<<<<
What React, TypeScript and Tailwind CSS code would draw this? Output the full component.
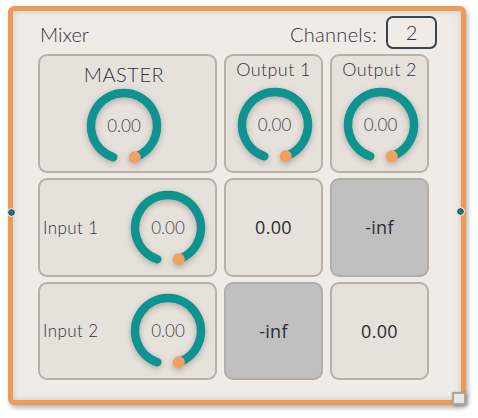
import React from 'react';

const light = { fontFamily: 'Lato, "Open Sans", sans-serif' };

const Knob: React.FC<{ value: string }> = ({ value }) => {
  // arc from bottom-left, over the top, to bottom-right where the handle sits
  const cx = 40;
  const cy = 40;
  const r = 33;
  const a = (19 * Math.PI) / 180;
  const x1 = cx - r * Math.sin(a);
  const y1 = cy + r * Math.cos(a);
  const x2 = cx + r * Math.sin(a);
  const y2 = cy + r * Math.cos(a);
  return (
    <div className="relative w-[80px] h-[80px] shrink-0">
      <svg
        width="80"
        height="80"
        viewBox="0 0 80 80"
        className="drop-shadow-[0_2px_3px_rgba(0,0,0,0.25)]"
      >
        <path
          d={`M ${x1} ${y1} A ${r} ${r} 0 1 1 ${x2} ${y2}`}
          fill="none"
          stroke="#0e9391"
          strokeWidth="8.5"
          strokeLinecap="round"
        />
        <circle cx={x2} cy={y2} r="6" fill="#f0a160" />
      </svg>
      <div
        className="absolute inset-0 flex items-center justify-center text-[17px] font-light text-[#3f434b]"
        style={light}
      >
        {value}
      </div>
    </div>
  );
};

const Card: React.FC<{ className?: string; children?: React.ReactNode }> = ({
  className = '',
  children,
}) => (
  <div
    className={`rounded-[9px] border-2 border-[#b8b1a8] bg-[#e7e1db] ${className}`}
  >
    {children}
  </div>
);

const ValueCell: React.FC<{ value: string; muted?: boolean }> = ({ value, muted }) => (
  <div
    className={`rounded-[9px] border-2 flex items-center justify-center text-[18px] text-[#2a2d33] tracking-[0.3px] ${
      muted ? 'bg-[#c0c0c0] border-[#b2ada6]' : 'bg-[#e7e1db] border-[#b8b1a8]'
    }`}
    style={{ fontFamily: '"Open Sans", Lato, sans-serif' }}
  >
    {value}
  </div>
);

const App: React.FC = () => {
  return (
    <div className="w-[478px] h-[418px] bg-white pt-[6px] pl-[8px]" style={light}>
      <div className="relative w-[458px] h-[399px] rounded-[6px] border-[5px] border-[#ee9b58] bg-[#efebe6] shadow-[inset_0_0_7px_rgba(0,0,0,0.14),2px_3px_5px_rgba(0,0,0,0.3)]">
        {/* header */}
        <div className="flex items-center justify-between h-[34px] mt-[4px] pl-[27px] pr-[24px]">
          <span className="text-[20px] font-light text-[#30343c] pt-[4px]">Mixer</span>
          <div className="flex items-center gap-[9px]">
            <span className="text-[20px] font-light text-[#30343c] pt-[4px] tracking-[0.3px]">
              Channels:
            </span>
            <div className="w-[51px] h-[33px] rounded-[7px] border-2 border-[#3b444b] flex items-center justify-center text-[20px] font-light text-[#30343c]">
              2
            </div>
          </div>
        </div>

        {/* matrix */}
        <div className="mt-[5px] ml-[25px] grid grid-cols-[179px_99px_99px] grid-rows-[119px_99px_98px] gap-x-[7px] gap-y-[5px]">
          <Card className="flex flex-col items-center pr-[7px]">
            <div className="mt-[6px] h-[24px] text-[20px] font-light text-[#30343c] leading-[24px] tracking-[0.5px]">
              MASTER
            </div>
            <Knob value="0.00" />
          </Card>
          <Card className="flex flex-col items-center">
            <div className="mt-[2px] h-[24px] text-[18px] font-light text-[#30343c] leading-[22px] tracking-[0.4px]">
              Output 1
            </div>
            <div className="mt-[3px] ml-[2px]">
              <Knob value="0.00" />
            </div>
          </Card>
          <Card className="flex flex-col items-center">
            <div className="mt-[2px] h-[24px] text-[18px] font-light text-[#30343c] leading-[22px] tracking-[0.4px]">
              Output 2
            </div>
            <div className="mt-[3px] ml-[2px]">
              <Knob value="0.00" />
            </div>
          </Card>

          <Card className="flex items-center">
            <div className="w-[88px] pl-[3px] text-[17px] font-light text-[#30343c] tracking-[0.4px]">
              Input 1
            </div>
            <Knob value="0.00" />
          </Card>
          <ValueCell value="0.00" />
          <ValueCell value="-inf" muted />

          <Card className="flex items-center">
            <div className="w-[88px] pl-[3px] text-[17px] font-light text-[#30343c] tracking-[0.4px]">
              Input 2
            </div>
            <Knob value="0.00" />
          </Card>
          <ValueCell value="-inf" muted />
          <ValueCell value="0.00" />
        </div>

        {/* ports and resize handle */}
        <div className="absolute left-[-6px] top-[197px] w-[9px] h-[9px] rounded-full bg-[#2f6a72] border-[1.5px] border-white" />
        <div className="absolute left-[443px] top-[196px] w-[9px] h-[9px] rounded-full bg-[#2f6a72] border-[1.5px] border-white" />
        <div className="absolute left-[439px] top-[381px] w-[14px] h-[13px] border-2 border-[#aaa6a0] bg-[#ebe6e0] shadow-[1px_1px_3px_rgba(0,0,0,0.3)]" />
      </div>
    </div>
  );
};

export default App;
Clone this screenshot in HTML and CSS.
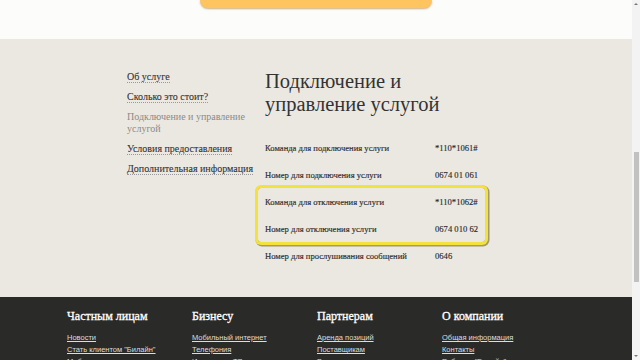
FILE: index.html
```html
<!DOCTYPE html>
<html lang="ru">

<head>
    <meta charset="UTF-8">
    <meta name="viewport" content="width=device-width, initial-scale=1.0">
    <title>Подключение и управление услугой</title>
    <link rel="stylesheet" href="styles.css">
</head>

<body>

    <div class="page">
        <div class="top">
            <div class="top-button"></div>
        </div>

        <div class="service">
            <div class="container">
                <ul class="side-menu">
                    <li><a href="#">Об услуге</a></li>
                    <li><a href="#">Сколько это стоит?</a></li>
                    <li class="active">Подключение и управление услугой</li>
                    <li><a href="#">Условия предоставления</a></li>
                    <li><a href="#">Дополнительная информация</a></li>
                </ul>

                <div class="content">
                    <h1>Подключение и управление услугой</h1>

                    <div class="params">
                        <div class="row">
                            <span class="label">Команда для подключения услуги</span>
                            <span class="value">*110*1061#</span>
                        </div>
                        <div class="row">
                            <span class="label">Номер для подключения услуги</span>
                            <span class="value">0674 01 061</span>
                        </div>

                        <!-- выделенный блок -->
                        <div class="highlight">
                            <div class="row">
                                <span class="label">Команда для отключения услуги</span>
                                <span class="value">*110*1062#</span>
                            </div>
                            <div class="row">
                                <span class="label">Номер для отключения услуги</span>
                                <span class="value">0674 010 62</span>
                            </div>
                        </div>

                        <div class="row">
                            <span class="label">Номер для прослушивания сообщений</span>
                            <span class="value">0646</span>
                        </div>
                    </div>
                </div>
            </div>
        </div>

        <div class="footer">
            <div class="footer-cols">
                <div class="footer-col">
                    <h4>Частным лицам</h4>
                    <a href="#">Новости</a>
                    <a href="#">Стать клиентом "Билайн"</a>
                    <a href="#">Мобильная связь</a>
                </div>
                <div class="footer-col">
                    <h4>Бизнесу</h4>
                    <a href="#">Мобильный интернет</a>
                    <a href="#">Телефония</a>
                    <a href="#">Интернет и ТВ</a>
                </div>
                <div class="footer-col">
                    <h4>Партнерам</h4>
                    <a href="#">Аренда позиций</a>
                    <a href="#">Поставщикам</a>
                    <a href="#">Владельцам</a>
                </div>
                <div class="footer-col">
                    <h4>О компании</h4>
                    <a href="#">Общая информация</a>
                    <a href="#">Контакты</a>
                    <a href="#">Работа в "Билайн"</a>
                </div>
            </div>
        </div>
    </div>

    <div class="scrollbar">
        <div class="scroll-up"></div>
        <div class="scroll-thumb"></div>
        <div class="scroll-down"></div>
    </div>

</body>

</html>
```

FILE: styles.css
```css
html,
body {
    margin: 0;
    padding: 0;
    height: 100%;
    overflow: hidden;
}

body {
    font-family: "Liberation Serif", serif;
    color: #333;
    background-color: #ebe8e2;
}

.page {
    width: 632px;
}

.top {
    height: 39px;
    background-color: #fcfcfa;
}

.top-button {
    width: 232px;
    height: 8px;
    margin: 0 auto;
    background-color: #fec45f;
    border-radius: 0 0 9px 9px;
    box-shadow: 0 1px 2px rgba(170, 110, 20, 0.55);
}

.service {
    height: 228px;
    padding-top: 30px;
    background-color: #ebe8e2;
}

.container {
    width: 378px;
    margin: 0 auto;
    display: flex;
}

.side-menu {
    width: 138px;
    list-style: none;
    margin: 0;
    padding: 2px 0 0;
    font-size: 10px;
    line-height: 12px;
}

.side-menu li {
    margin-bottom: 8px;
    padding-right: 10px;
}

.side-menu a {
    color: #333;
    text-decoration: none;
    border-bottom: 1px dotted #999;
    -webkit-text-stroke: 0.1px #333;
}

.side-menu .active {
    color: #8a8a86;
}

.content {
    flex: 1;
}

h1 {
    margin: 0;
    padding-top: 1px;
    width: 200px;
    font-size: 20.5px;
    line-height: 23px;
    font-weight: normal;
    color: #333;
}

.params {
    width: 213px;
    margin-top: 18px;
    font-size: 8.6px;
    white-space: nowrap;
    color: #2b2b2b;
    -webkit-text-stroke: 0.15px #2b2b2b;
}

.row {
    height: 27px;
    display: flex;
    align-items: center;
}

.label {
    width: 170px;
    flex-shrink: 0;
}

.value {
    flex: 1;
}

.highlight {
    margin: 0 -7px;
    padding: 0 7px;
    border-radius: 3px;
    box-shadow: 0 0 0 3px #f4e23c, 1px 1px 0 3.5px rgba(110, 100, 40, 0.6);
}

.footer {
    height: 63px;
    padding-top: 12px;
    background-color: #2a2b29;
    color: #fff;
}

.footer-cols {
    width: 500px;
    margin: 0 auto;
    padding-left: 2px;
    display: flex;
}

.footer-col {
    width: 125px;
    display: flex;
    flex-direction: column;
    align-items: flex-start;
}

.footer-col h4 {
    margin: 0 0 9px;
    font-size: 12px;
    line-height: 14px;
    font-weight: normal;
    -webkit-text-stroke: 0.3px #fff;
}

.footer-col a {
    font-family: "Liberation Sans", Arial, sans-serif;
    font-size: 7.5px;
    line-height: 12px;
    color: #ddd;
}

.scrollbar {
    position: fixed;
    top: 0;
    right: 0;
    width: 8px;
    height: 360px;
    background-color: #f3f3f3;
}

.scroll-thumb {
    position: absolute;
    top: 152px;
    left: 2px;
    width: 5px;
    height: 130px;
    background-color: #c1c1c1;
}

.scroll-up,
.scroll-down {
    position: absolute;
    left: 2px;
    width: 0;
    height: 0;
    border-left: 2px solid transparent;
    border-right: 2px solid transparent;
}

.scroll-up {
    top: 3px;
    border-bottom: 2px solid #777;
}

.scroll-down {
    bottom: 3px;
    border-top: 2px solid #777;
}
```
>>>>
▶ _DIRECTIVE_
Say how many lines of the listing above contain "Output", with no other words.

▶ _SOLUTION TO THE PROBLEM_
3